La recommandation que les auteurs n’oseront pas faire à haute voix
La conclusion qui se dégage des 310 pages du livre est que le Québec devrait sélectionner seulement des candidats de religion chrétienne pouvant s’intégrer instantanément sur le plan social, culturel, politique, économique et qui partagent les « valeurs québécoises ». En d’autres termes, il devrait ouvrir ses portes à des Français,  des Finlandais, des Suédois, des Anglais, des Espagnols très qualifiés; une population qui ne transformera pas « ethniquement » et durablement le profil de la population québécoise. Mais ce genre d’immigrants sont-ils vraiment intéressés à venir s’installer au Québec, alors que leurs pays vivent plus ou moins la même problématique qu’ici ?
En plus je me rappelle bien d'histoires de médecins français qui ont eu énormément du mal à s'intégrer au Québec et qui ont du déménager en Ontario pour décrocher un emploi en un temps record. Alors mieux vaut tout de suite arrêter de rêver.

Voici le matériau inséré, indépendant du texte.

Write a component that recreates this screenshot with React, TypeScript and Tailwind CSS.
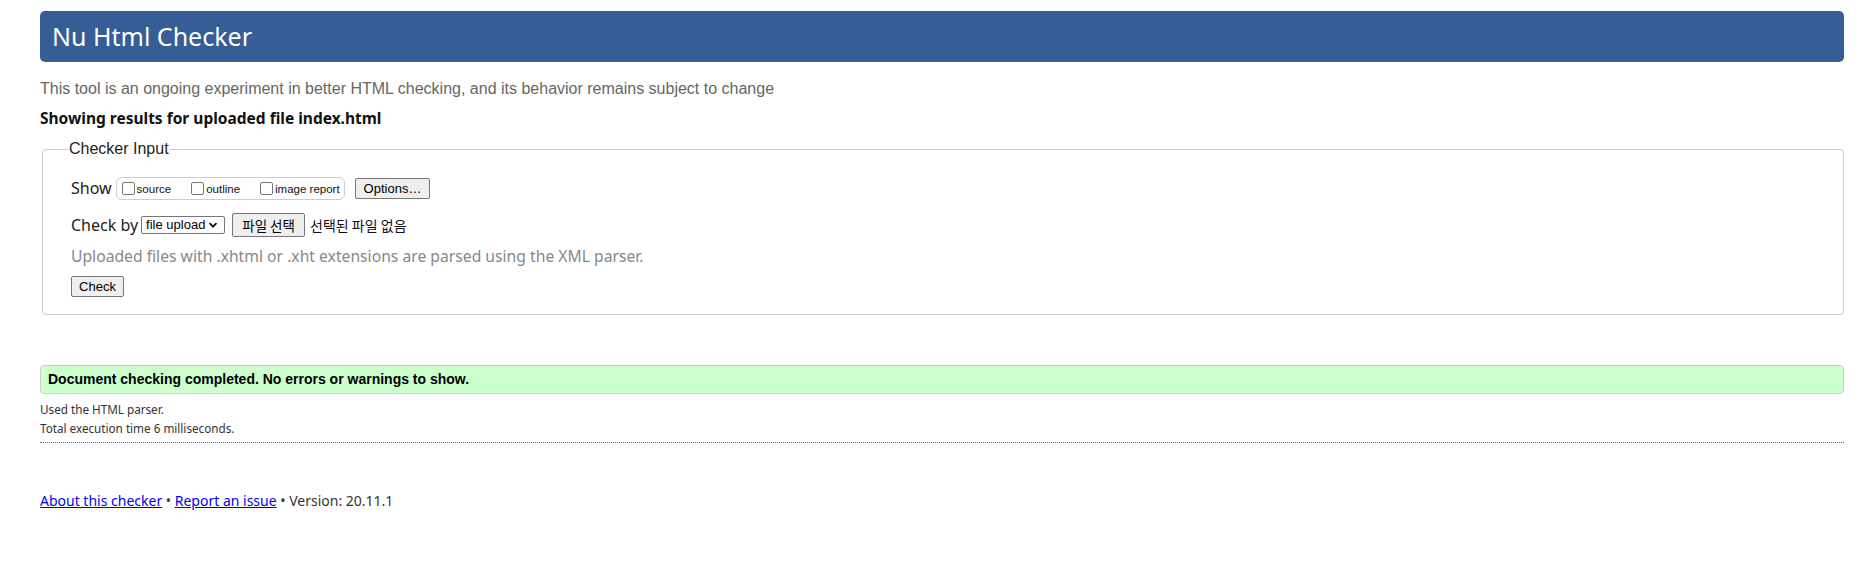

Le but affiché du livre qui est de dénoncer l’hyper-optimisme de la classe politique à propos des impacts économiques et démographiques de l’immigration est louable mais dans les faits, cette tentative a basculé dans l’autre extrême, l’hyper-pessimisme. L’émotion et les convictions personnelles des auteurs ont vite pris le dessus. A-t-on besoin d’écrire 310 pages pour passer ce message ? Qu’importe le livre aura le mérite de relancer le débat et peut-être de pousser les gouvernants à faire quelques ajustements salutaires.
 Rachad Lawani
Un immigrant de pays en développement dont les auteurs semblent mépriser le système éducatif.